Evolution of the prototype small log processing system (SLP) unveiled at the Ligna timber & forestry fair in Hannover one year ago has evolved to the state-of-the-art set-up demonstrated at Xylexpo. Several components are upgraded to enhance this Wood-Mizer arrangement and 150 of them have been acquired by European timber processors this year. The improvements are ‘general’ (eg better wheels to stabilise timber being sawn and frame changes) plus the introduction of an horizontal saw, upgrading of the single vertical saw, tables for the horizontal resaw and ramps and conveyors for better utilisation of line capacity and materials handling.
In addition to the SLP, a semi-industrial band sawmill in towing mode and a small, stationary mill showed their paces.
Small log processing, the principal demonstration, showed how small logs of often previously unviable species are converted to profitable lumber for minimal investment. It is achieved by a set-up comprising a twin vertical saw (TVS), a TVS log infeed system, a TVS slab cross-transfer conveyor, single vertical saw (SVS) to remove third sides, horizontal resaw (HR) or multihead (MH) to resaw log into boards and an edger for edging remaining slabs after resawing.
The main cant is passed after TVS, to a SVS splitting saw to remove the third side or split the cant. The three sided cants and edged slabs then pass through a 1-6 head MultiHead (or horizontal resaw) for conversion into boards.

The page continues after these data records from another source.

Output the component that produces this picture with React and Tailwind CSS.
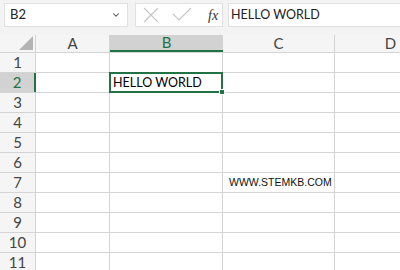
import { ChevronDown } from "lucide-react";

const cols = [
  { key: "A", w: "w-[74px]" },
  { key: "B", w: "w-[113px]" },
  { key: "C", w: "w-[112px]" },
  { key: "D", w: "w-[112px]" },
];

const rows = [1, 2, 3, 4, 5, 6, 7, 8, 9, 10, 11];

function Cell({ col, row }) {
  const selected = col.key === "B" && row === 2;
  return (
    <div
      className={`${col.w} relative h-full shrink-0 border-r border-[#d4d4d4] flex items-center`}
    >
      {selected && (
        <div className="absolute -left-px -top-px -right-px -bottom-px z-10 border-2 border-[#217346] flex items-center pl-[2px] pt-[2px]">
          <span className="text-[12.5px] text-black whitespace-nowrap">
            HELLO WORLD
          </span>
          <div className="absolute -right-[4px] -bottom-[4px] w-[6px] h-[6px] bg-[#217346] border border-white" />
        </div>
      )}
      {col.key === "C" && row === 7 && (
        <span className="pl-[6px] pt-[1px] text-[10.5px] text-[#111] font-['Liberation_Sans','Arial',sans-serif] whitespace-nowrap">
          WWW.STEMKB.COM
        </span>
      )}
    </div>
  );
}

export default function App() {
  return (
    <div className="w-[400px] h-[270px] overflow-hidden bg-white font-['Lato','Open_Sans',sans-serif] select-none">
      <div className="h-[35px] bg-[#f3f3f3] flex items-start pt-[3px] pl-[4px]">
        <div className="w-[124px] h-[24px] bg-white border border-[#e1e1e1] flex items-center justify-between pl-[5px] pr-[6px]">
          <span className="text-[13px] text-[#222]">B2</span>
          <ChevronDown className="w-[10px] h-[10px] text-[#444]" strokeWidth={2.5} />
        </div>
        <div className="ml-[7px] w-[88px] h-[24px] bg-white border border-[#e1e1e1] flex items-center pl-[7px]">
          <svg width="50" height="22" viewBox="0 0 50 22" className="shrink-0">
            <g stroke="#c6c6c6" strokeWidth="1.1" fill="none">
              <path d="M1 4 L15 18 M15 4 L1 18" />
              <path d="M30 10 L36 16 L48 4" />
            </g>
          </svg>
          <span className="ml-[15px] text-[14px] italic text-[#333] font-['Liberation_Serif',serif]">
            fx
          </span>
        </div>
        <div className="ml-[5px] flex-1 h-[24px] bg-white border border-r-0 border-[#e1e1e1] flex items-center pl-[2px]">
          <span className="text-[12.5px] text-[#222] whitespace-nowrap">HELLO WORLD</span>
        </div>
      </div>

      <div className="flex h-[18px] bg-[#f5f5f5] border-b border-[#d4d4d4]">
        <div className="w-[36px] shrink-0 h-full border-r border-[#d4d4d4] relative">
          <div className="absolute right-[2px] bottom-[2px] w-0 h-0 border-l-[14px] border-l-transparent border-b-[14px] border-b-[#b4b4b4]" />
        </div>
        {cols.map((c) => (
          <div
            key={c.key}
            className={`${c.w} shrink-0 h-full flex items-center justify-center text-[15px] ${
              c.key === "B"
                ? "bg-[#d2d2d2] text-[#217346] border-b-2 border-[#217346] -mb-px"
                : "text-[#444] border-r border-[#d4d4d4]"
            }`}
          >
            {c.key}
          </div>
        ))}
      </div>

      {rows.map((r) => (
        <div key={r} className="flex h-[20px] border-b border-[#d4d4d4]">
          <div
            className={`w-[36px] shrink-0 h-full flex items-center justify-center text-[15px] ${
              r === 2
                ? "bg-[#d2d2d2] text-[#217346] border-r-2 border-[#217346]"
                : "bg-[#f5f5f5] text-[#444] border-r border-[#d4d4d4]"
            }`}
          >
            {r}
          </div>
          {cols.map((c) => (
            <Cell key={c.key} col={c} row={r} />
          ))}
        </div>
      ))}
    </div>
  );
}
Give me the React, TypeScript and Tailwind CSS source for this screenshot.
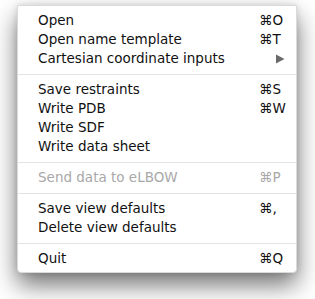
import React from "react";

type Item =
  | { kind: "item"; label: string; key?: string; submenu?: boolean; disabled?: boolean }
  | { kind: "sep" };

const items: Item[] = [
  { kind: "item", label: "Open", key: "⌘O" },
  { kind: "item", label: "Open name template", key: "⌘T" },
  { kind: "item", label: "Cartesian coordinate inputs", submenu: true },
  { kind: "sep" },
  { kind: "item", label: "Save restraints", key: "⌘S" },
  { kind: "item", label: "Write PDB", key: "⌘W" },
  { kind: "item", label: "Write SDF" },
  { kind: "item", label: "Write data sheet" },
  { kind: "sep" },
  { kind: "item", label: "Send data to eLBOW", key: "⌘P", disabled: true },
  { kind: "sep" },
  { kind: "item", label: "Save view defaults", key: "⌘," },
  { kind: "item", label: "Delete view defaults" },
  { kind: "sep" },
  { kind: "item", label: "Quit", key: "⌘Q" },
];

export default function App() {
  return (
    <div className="w-[315px] h-[299px] bg-white pt-[5px] pl-[17px] overflow-hidden">
      <div
        className="w-[280px] bg-white rounded-b-[4px] pt-[5px] pb-[4px] border border-[#dadada] shadow-[0_12px_24px_rgba(0,0,0,0.55),0_0_6px_rgba(0,0,0,0.12)]"
        style={{ fontFamily: '"DejaVu Sans", "Liberation Sans", sans-serif' }}
      >
        {items.map((item, i) => {
          if (item.kind === "sep") {
            return (
              <div key={i} className="h-[12px] flex items-center">
                <div className="h-px w-full bg-[#e3e3e3]" />
              </div>
            );
          }
          return (
            <div
              key={i}
              className={`h-[19px] flex items-center text-[13.5px] leading-[19px] ${
                item.disabled ? "text-[#a8a8a8]" : "text-[#111]"
              }`}
            >
              <span className="pl-[20px] flex-1 whitespace-nowrap">{item.label}</span>
              <span className="w-[37px] whitespace-nowrap">
                {item.submenu ? (
                  <svg width="10" height="10" viewBox="0 0 10 10" className="ml-[16px]">
                    <path d="M1 0.5 L9.5 5 L1 9.5 Z" fill="#6a6a6a" />
                  </svg>
                ) : (
                  item.key
                )}
              </span>
            </div>
          );
        })}
      </div>
    </div>
  );
}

The four-machine system, which incorporates the same narrow kerf technology as all Wood-Mizer sawmills, was demonstrated by five people. Such a configuration might normally be manned by three. The arrangement costs roughly 80 000 euros, compared with usually-utilised wide band arrangements at around 200 000. Combined (connecting) power requirement of the line of four machines is 100 kW, whereas four ‘traditional’ machines would consume 55 kW each, burning two or three times more energy. The system Wood-Mizer demonstrated is designed to process small logs from 10cm to 40cm in diameter and 1m to 3.6m length.
In Europe it is particularly aimed at softwoods like pine, spruce, poplar and other minority species like western red cedar.
Worldwide interest is growing. From Africa, for example, where it could process plantation wood from either clearfell or thinnings of managed forests which would otherwise be consigned to landfill, burning or pulp. Typical African species would be rubberwood, acacia and eucalyptus. The potential for sustainable harvesting of such common species is large.
Currently, the pallet wood market, which relies on such species, is so competitive that dedicated pallet wood sawyers using traditional wood processing equipment find it difficult to cope. Now, with lower capital investment and advantages like easy transport, faster set-up, less space (150 - 220m2
– compared to normally twice that area) and between 20% and 25% increased recovery of pallet wood, pallet makers and their components suppliers can look to a rosy future.
Wood-Mizer has designed this small log processing equipment to utilize common parts and blades where possible, and has made all components modular so that a customer can ‘mix and match’ to suit individual needs.